At the 14230 working face, three groups of protected boreholes and three groups of unprotected boreholes were used for a 60-day parallel extraction experiment. The key parameters are listed in Table 3.

The gas extraction concentration of the protected boreholes was significantly higher than that of the unprotected ones, and no “sudden concentration drop” phenomenon was observed in the protected boreholes. In terms of flow rate, the average pure gas flow of each protected borehole was 3.3–6.7 times greater than that of the unprotected boreholes. Over 60 days, the total extracted gas volume of the protected boreholes was 8–10 times higher than that of the unprotected ones, consistent with the fluid-solid coupling model prediction that “the gas flow resistance decreases by 70% after borehole protection.” The enhanced extraction efficiency of the protected boreholes results from the combined effects of “flow channel stability” and “flow resistance optimization.” On the one hand, the socket-type structure of the stainless-steel screen pipe allows each section to naturally detach under gravity when the overlying strata collapse, preventing total blockage caused by the locking or jamming of the entire pipe assembly. This design effectively resolves the problem of “traditional rigid screen pipes being heavy and prone to jamming.” In addition, only two operators, assisted by the drill rig jacking mechanism, are required for installation, resulting in a threefold improvement in construction efficiency compared with traditional methods. On the other hand, the 8-10 mm screen holes on the pipe wall ensure adequate gas permeability while blocking rock fragments from entering the flow channel, thereby preventing the “rock accumulation-flow blockage” cycle commonly observed in unprotected boreholes.
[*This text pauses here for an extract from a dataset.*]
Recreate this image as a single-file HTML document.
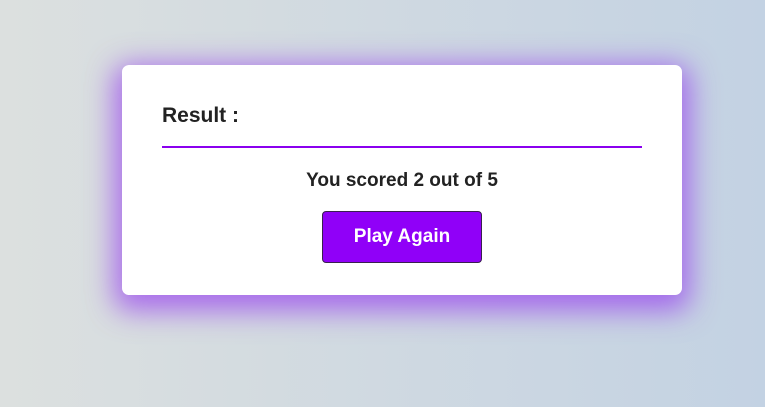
<!DOCTYPE html>
<html><head><style>
html,body{margin:0;padding:0;}
body{width:765px;height:407px;overflow:hidden;background:linear-gradient(to right,#dce0df,#c3d2e3);font-family:"Liberation Sans",sans-serif;position:relative;}
.card{position:absolute;left:122px;top:65px;width:560px;height:230px;background:#fff;border-radius:7px;box-shadow:0 8px 28px 8px rgba(150,60,240,0.7);}
.title{position:absolute;left:40px;top:39px;font-size:21px;font-weight:bold;color:#222;}
.line{position:absolute;left:40px;top:81px;width:480px;height:2px;background:#8a00ee;}
.score{position:absolute;left:0;width:560px;top:105px;text-align:center;font-size:19px;font-weight:bold;color:#222;}
.btn{position:absolute;left:200px;top:146px;width:160px;height:52px;box-sizing:border-box;background:#9000f8;border:1px solid #3a2050;border-radius:4px;color:#fff;font-size:19px;font-weight:bold;text-align:center;line-height:50px;}
</style></head><body>
<div class="card">
<div class="title">Result :</div>
<div class="line"></div>
<div class="score">You scored 2 out of 5</div>
<div class="btn">Play Again</div>
</div>
</body></html>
Compared with previous studies, the protective screen pipe developed in this research does not require additional grouting materials or extended construction time, thereby reducing costs by approximately 40%. Moreover, it avoids secondary blockage problems associated with grout shrinkage. Focusing on post-drilling protection, this technique directly addresses the long-term gas drainage requirements of soft and fragmented strata and demonstrates broader applicability.

6.3. Validation of the Fluid-Solid Coupling Model and Optimization of Borehole Parameters

Based on the modified Drucker-Prager criterion and the dual-porosity seepage theory, a fluid-solid coupling model for high-level roof boreholes in soft and fragmented rock strata was established. Using the mechanical parameters of the No. 21 coal seam in Xin’an Coal Mine, numerical simulations were performed to analyze gas extraction efficiency under different borehole spacings and quantities, and the results were validated against field data.
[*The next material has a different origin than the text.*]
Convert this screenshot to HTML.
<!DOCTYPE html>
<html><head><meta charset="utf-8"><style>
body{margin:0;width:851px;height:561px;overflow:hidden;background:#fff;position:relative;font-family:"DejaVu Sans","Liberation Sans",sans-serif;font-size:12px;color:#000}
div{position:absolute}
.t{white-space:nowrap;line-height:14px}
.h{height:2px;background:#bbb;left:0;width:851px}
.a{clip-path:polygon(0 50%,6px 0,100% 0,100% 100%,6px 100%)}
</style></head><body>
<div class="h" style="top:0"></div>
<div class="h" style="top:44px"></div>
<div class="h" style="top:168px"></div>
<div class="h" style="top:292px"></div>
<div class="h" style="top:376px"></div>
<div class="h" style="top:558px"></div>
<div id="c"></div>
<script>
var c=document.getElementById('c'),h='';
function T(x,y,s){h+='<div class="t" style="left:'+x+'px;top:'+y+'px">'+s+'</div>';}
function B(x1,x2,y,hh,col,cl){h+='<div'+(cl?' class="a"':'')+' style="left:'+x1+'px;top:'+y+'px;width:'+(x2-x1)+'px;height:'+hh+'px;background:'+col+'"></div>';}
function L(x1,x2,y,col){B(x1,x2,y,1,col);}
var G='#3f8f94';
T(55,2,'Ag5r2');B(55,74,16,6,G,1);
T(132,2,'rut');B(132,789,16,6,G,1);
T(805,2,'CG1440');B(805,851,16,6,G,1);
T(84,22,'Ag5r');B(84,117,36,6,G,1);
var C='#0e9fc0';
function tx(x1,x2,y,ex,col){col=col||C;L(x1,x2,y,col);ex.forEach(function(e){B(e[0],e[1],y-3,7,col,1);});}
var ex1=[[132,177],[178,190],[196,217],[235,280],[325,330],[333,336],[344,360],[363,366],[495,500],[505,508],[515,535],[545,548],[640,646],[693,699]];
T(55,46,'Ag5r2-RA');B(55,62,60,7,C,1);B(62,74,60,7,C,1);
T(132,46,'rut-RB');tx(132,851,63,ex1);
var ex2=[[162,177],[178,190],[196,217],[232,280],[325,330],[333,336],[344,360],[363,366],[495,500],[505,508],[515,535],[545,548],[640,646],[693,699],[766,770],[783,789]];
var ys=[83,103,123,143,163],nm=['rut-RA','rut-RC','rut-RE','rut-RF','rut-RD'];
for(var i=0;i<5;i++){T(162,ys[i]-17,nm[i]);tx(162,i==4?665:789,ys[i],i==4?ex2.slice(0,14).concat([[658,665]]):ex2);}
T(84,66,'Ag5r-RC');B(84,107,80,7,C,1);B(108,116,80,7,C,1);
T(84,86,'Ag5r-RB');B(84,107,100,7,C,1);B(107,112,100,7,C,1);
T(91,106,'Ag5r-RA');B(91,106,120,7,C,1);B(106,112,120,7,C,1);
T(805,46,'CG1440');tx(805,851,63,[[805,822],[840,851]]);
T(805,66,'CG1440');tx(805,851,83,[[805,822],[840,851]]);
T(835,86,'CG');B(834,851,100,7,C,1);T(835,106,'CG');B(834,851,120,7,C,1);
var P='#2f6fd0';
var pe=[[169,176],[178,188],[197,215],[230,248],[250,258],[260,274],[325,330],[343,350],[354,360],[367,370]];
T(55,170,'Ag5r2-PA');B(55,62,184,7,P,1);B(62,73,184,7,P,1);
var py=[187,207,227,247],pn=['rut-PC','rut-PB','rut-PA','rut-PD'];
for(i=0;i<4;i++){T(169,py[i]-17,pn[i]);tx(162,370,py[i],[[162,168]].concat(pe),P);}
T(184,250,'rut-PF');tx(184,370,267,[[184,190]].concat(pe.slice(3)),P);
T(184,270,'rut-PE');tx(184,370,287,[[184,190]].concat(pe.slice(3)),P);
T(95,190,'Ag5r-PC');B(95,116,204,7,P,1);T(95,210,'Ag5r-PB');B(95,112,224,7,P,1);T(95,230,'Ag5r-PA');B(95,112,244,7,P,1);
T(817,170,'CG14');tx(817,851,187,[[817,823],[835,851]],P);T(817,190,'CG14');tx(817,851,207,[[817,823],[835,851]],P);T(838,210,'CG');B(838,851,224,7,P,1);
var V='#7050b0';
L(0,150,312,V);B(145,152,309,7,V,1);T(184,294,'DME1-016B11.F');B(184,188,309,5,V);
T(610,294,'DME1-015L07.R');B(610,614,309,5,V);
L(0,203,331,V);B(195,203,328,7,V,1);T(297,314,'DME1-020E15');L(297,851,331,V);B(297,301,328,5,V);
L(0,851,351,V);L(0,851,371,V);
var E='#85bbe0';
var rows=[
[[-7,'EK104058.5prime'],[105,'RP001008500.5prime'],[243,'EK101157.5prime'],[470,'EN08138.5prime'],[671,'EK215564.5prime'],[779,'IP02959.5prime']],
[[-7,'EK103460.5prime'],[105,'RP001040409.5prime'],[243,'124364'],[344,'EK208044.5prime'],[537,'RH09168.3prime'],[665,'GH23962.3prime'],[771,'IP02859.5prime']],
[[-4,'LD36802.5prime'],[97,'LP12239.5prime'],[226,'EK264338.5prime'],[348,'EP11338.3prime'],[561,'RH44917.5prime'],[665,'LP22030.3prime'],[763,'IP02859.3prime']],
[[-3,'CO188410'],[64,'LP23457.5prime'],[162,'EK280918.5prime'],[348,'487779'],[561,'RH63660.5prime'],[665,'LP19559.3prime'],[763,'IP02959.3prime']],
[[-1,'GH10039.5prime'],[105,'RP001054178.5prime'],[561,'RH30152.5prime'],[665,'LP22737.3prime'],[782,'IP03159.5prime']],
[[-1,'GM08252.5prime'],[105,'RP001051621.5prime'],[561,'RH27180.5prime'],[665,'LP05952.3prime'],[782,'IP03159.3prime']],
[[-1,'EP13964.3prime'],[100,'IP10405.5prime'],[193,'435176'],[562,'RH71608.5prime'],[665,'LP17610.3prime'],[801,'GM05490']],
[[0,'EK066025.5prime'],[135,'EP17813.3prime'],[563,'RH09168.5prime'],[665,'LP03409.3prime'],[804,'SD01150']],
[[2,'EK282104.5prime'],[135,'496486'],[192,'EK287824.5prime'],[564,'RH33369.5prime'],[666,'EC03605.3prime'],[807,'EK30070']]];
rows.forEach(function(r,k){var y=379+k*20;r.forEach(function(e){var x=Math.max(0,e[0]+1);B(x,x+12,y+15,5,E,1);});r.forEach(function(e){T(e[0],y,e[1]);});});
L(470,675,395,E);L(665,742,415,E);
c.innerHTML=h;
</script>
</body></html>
Simulation results indicated that after 50 days of extraction, the influence radius of the reduced gas pressure zone around the borehole reached 5 m, which expanded to 7 m after 150 days. This result was highly consistent with the field observation that “the gas concentration of protected boreholes remained above 80% within 150 days,” confirming the model’s accuracy in predicting gas migration behavior. Based on the actual gas emission rate of the working face, theoretical calculations suggested the need for 5–6 boreholes. However, field experiments showed that only 3–4 protected boreholes were sufficient to achieve the target extraction volume. The reduction in borehole quantity decreases both construction costs and interference between boreholes. This discrepancy arises from the low efficiency of unprotected boreholes, while the high efficiency of protected boreholes allows the total required number to be reduced by approximately 30%–40%.
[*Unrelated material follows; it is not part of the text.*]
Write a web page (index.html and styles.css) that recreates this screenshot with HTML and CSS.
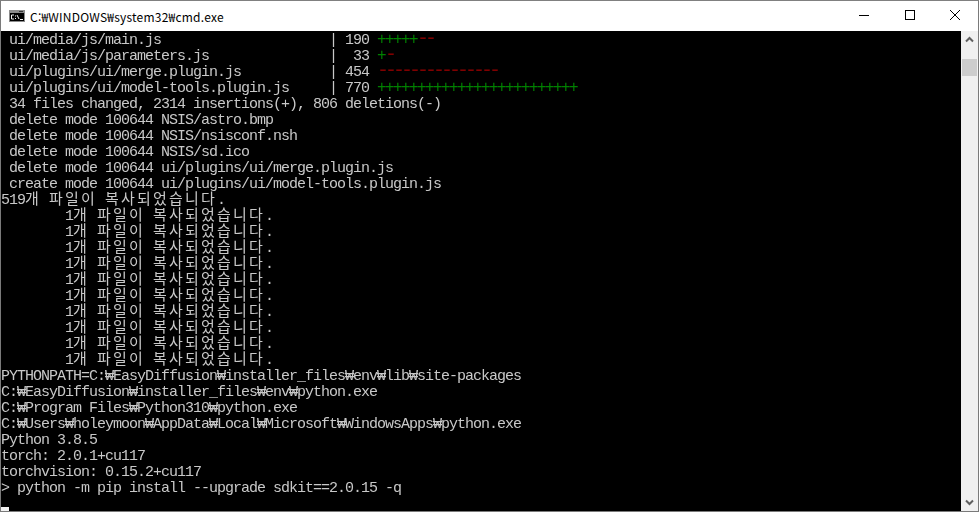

The innovative aspect of the fluid-solid coupling model lies in its introduction of “equivalent plastic strain,” which quantifies the effect of plastic failure in coal-rock masses under mining-induced stress on permeability. This addition compensates for the deficiency of traditional elastic models that neglect the enhancement of gas seepage in plastic zones. The optimization of borehole parameters in this study considers not only gas extraction efficiency but also engineering cost-effectiveness, providing a precise and non-redundant parameter reference for similar geological conditions in other coal mines.

7. Conclusions

To address the problem of low gas extraction efficiency caused by borehole collapse and blockage in high-level roof boreholes within soft and fragmented strata, this study took the geological conditions of Xin’an Coal Mine as the engineering background and conducted comprehensive research on the structural design, mechanical analysis, performance testing, and field application of a novel protective screen pipe. The main conclusions are as follows:

• The structural design and mechanical adaptability of the novel protective screen pipe were validated. Based on the mechanical characteristics of soft and fragmented coal-rock masses, a socket-type stainless-steel protective screen pipe with a “larger upper and smaller lower” structure was developed, paired with a PE protective collar pipe of 50 mm diameter to achieve segmented protection along the entire borehole. Mechanical analysis demonstrated that the protective screen pipe effectively resists both radial compressive and axial forces, suppresses crack propagation and systemic collapse at the coal-rock interface, and significantly reduces gas flow resistance. These results confirm that the design is structurally and mechanically compatible with the borehole protection requirements in soft and fragmented strata.
• The stability bottleneck of the coal-rock interface and the effectiveness of the protective technology were quantitatively verified. Visualization of boreholes at the 14230 working face in Xin’an Coal Mine using a YZT-Ⅱ rock formation borehole detector revealed that the coal-rock interface, due to lithological differences, is a high-risk zone for stress concentration, borehole collapse, and wall dislocation. The collapse rate of unprotected boreholes in this zone reached 100%, whereas the wall integrity of boreholes equipped with the new protective screen pipe was maintained at 100%. This ensures unobstructed gas flow throughout the entire extraction period and completely eliminates extraction failure caused by rock accumulation at the borehole end in unprotected boreholes.
• Field applications verified the high efficiency of the protective technology and the rationality of optimized parameters. Comparative field tests conducted at the 14230 working face of Xin’an Coal Mine showed that the gas extraction concentration of protected boreholes remained stable above 80%, with an average pure gas flow rate of ≥0.2 m³/min per borehole. The total gas extraction volume was 8–10 times greater than that of unprotected boreholes. Based on both the fluid-solid coupling model under pressure-relief conditions and field data fitting, the optimal spacing for high-level roof boreholes in this geological setting was determined to be 3.0–3.5 m, with 3–4 boreholes providing the best balance between extraction efficiency and borehole interference avoidance.
• The application of the new protective screen pipe in the soft and fragmented strata of Xin’an Coal Mine confirmed its effectiveness, although some limitations remain. Manual assistance is still required during pipe insertion, and its applicability to floor or vertical boreholes has yet to be verified. Nevertheless, the combined “socket-type protection + drill rig jacking” technique and the optimized fluid-solid coupling parameter model provide a new paradigm for gas control in coal mines with soft and fragmented strata. This approach holds strong potential for direct application in mines characterized by well-developed coal-rock interfaces and significant mining-induced stress, such as Xin’an Coal Mine.